◆ **BRIEF**: Gather the lines below that include the string "styles", copying each in full.
══ COLLECTED DATA
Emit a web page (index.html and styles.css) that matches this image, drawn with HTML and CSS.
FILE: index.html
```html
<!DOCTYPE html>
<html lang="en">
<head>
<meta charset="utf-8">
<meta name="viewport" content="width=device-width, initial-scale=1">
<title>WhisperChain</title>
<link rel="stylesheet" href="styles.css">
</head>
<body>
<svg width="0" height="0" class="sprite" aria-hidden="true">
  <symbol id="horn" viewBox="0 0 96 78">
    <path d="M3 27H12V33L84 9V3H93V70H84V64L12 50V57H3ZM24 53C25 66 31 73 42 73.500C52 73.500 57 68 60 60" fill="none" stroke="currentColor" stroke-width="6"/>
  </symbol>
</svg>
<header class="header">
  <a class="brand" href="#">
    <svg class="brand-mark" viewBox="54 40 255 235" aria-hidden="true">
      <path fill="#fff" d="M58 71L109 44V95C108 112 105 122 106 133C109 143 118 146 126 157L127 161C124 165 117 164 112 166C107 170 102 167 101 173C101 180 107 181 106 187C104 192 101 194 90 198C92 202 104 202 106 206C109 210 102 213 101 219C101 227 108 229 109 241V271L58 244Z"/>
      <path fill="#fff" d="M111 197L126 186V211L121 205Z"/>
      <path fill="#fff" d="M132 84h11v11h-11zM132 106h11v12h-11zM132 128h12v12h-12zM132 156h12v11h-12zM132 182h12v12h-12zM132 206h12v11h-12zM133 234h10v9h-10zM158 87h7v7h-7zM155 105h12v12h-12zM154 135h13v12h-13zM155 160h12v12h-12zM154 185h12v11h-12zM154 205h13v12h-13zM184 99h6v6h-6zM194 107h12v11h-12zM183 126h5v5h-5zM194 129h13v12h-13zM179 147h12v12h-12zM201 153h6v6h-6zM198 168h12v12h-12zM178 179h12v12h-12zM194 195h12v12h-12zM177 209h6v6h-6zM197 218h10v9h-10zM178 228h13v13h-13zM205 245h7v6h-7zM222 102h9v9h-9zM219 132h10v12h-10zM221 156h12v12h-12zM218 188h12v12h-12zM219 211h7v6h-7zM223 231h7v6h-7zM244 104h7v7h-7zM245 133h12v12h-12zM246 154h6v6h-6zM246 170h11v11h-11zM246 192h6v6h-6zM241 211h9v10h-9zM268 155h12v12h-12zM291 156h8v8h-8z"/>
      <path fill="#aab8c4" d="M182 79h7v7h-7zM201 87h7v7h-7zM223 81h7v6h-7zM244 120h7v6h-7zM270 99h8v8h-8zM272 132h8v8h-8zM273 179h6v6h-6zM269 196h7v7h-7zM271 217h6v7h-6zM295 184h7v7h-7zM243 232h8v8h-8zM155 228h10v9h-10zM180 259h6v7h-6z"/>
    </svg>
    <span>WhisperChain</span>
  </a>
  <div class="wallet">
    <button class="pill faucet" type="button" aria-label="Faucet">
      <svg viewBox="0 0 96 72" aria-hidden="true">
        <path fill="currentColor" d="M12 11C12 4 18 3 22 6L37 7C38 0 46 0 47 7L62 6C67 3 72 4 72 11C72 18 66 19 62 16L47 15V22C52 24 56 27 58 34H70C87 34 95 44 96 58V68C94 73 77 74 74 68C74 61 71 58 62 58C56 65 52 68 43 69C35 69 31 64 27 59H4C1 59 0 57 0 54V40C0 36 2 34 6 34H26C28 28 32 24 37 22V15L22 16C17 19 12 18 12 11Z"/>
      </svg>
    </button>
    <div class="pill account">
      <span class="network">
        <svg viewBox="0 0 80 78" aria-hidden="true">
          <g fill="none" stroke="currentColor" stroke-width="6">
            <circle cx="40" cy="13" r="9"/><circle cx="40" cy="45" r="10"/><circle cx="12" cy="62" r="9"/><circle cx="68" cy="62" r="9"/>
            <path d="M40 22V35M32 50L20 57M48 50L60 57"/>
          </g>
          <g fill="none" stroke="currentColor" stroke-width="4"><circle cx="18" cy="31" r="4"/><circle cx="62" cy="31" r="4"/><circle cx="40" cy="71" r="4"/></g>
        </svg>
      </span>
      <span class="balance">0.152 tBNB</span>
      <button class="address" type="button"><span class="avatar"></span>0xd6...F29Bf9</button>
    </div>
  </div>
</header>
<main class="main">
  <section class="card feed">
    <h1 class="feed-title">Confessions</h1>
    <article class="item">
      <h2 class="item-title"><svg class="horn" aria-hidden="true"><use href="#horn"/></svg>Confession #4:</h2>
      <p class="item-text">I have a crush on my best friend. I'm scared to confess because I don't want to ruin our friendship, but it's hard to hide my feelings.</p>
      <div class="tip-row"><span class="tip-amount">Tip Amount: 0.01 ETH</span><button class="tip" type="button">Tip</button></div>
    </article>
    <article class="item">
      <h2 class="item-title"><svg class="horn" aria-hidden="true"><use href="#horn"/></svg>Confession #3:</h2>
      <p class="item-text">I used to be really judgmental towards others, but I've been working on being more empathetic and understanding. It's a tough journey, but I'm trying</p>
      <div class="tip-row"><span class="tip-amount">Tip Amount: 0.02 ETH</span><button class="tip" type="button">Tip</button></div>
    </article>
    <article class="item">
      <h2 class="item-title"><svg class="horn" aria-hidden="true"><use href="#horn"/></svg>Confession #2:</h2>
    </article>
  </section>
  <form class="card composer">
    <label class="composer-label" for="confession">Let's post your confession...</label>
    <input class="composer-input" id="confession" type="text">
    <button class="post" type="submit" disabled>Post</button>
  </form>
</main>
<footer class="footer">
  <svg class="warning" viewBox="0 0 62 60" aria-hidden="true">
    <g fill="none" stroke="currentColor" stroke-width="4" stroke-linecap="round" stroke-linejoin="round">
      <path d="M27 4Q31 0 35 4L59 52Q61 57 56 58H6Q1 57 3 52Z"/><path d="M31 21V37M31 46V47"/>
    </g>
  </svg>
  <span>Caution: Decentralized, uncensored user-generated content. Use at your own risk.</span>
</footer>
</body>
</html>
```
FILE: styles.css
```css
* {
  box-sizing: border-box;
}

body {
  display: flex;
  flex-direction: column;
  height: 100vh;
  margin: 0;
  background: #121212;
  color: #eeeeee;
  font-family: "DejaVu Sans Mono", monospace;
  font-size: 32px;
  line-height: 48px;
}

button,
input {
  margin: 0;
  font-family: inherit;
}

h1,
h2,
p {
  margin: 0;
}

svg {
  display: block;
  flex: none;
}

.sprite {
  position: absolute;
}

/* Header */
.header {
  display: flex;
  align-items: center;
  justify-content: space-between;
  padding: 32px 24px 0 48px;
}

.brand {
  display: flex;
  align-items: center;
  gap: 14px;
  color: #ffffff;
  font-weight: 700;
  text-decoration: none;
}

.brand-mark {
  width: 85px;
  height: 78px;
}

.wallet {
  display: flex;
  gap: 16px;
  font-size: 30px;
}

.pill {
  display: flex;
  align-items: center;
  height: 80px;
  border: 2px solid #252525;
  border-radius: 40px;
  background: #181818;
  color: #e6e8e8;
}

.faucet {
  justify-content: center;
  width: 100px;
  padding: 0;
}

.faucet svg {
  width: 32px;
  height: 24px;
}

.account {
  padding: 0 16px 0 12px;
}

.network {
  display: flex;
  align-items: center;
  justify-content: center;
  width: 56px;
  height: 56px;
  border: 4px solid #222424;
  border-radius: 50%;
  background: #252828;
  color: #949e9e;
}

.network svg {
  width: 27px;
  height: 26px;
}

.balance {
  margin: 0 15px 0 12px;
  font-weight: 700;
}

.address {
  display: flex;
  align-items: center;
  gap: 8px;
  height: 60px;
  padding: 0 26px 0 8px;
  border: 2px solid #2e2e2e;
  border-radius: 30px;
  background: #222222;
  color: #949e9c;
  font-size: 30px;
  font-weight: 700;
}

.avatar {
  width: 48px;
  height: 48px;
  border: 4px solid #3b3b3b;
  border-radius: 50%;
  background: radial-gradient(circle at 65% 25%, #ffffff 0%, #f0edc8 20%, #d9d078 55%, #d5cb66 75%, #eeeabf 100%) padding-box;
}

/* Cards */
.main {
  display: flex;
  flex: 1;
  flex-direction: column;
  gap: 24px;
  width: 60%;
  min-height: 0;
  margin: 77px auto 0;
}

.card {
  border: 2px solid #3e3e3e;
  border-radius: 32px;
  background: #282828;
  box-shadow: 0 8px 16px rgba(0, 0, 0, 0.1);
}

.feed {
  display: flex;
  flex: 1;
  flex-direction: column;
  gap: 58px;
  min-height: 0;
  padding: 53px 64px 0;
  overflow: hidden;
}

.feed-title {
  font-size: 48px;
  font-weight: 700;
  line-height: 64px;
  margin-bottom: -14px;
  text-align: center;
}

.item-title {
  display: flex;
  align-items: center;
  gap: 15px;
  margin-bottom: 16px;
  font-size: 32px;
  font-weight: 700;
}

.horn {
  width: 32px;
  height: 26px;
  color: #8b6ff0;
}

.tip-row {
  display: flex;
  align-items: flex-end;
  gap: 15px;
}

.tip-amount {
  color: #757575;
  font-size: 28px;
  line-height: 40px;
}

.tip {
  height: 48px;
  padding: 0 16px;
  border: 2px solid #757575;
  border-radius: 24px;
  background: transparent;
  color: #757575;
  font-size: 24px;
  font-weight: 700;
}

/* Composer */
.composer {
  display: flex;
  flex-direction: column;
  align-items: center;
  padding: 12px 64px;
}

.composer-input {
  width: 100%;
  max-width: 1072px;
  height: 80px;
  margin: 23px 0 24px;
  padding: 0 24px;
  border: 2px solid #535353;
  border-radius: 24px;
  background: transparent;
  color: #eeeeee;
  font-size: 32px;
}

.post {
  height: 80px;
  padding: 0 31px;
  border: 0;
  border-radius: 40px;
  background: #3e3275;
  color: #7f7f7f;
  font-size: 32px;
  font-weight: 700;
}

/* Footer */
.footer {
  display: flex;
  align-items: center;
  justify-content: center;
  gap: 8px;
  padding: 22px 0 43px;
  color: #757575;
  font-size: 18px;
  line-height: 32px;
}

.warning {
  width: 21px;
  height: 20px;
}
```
════
◆ **CORRECT OUTPUT**:
Emit a web page (index.html and styles.css) that matches this image, drawn with HTML and CSS.
<link rel="stylesheet" href="styles.css">
FILE: styles.css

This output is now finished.